Curveball 71-76; lacked bite early; loopy and hangs over the plate; tightened it up and it flashed late; much better around 74-76 mph, and had some two-plane break; dropped it in for some first-pitch strikes; scout said he had a hammer his last appearance, but didn’t see an above-average CB on this night ; SL 82-84 mph; sweepy break; not much bite; lengthened it with two strikes; used it vs. lefties and righties; commanded it well; better against righties; pounded the outside corner and just off the plate; CH around 85; some dive and tumble; thrown only a handful of times; used it right after his FB to keep the hitters off balance.
Impressive pitchability; around 1.2 to the plate from the stretch; the fastball is a weapon, regardless of his average velocity on this night; he didn’t have his best stuff and still got through six innings while striking out seven and walking two, with no help from the umpire; liked the fire and competitiveness, just not sure how his stuff will play at the higher levels; the fastball is good but he lacked command; major-league hitters can time anything if you keep it on the same plane; his command needs tightening but he has a good profile with an repeatable delivery and good present control; will be interesting to see if he can sustain his success when he inevitably gets called up to Double-A.

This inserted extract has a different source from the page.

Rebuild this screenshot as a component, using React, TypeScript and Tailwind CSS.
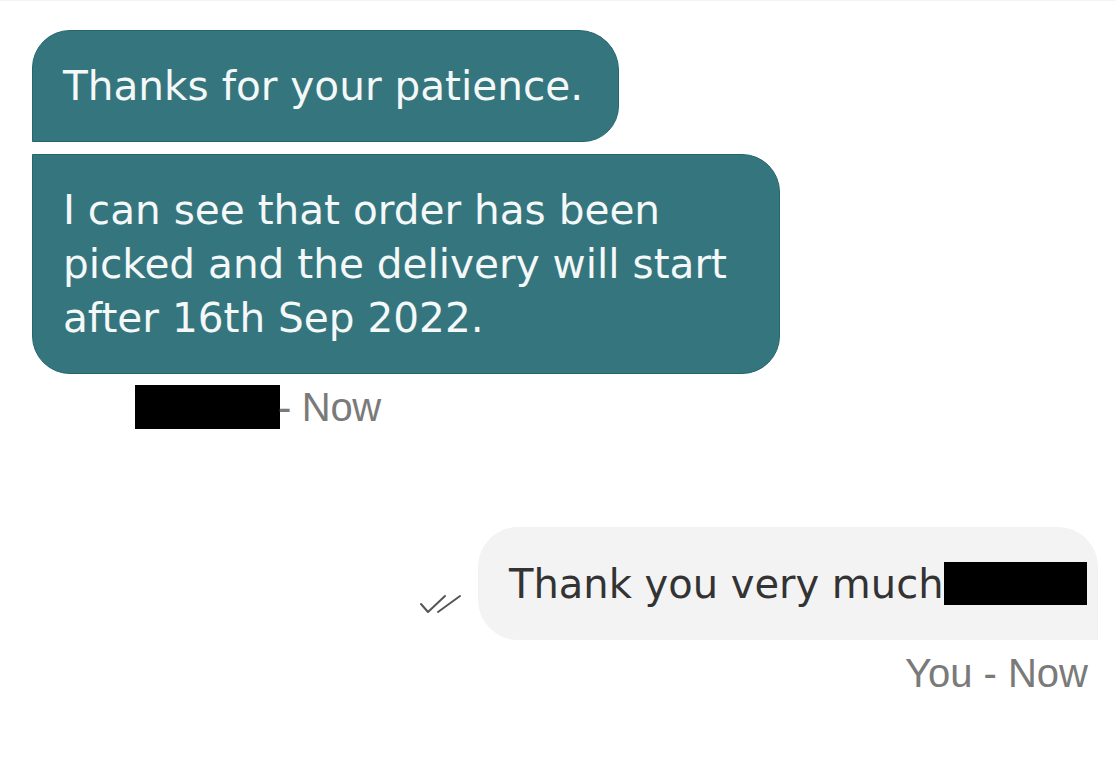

Ryan Wright, 2B, Reds (High-A Bakersfield)
Lean, muscular frame; looks in shape; 6-foot-1, 200 is probably accurate; had the four best at-bats of the night for the Blaze (they were no-hit); hands work well; bit of a bat waggle before his hands come into hitting position; stung the ball twice vs. Jethawks starter Josh Hadar; ripped one to third that got called an error; showed off some juice in his bat; stung a ball to the deepest part of the park for an out; would have gone out if not for the wind; definitely doesn’t get cheated; aggressive approach but he looked very comfortable at the plate; old for the level at 24 years but has the chance to get to Double-A with his numbers this season; DH’d in this game; need to see him play the field soon.
Matt Anderson, RHP, Mariners (High-A High Desert)
Medium frame; not a very tall guy; 6-foot-1, probably 200; standard three-quarters delivery; sometimes lands closed and can miss to arm side; fast-paced delivery; gets the ball, kicks, and throws; not much wasted movement; works fast; can keep hitters off balance but can also get into trouble quickly; FB 91-94; quick arm action; two-seam run; command was spotty in the first two innings but he got the ball down later; held his velocity throughout; pumped it up to 94 multiple times with runners on; potential above-average offering with stronger control; SL 81-85; some bite; can feature slurvy break at times; really needs to snap it off; arm whips back after release; flashed late in the game; CH 85-87 was his best secondary on the night; good fade away from lefties; arm speed helped the deception; was a little firm at times and played into the hitters favor; kept it down in the zone; flashed above-average ability as well; impressive performance for a 41st round draft pick; called up to Double-A after this start.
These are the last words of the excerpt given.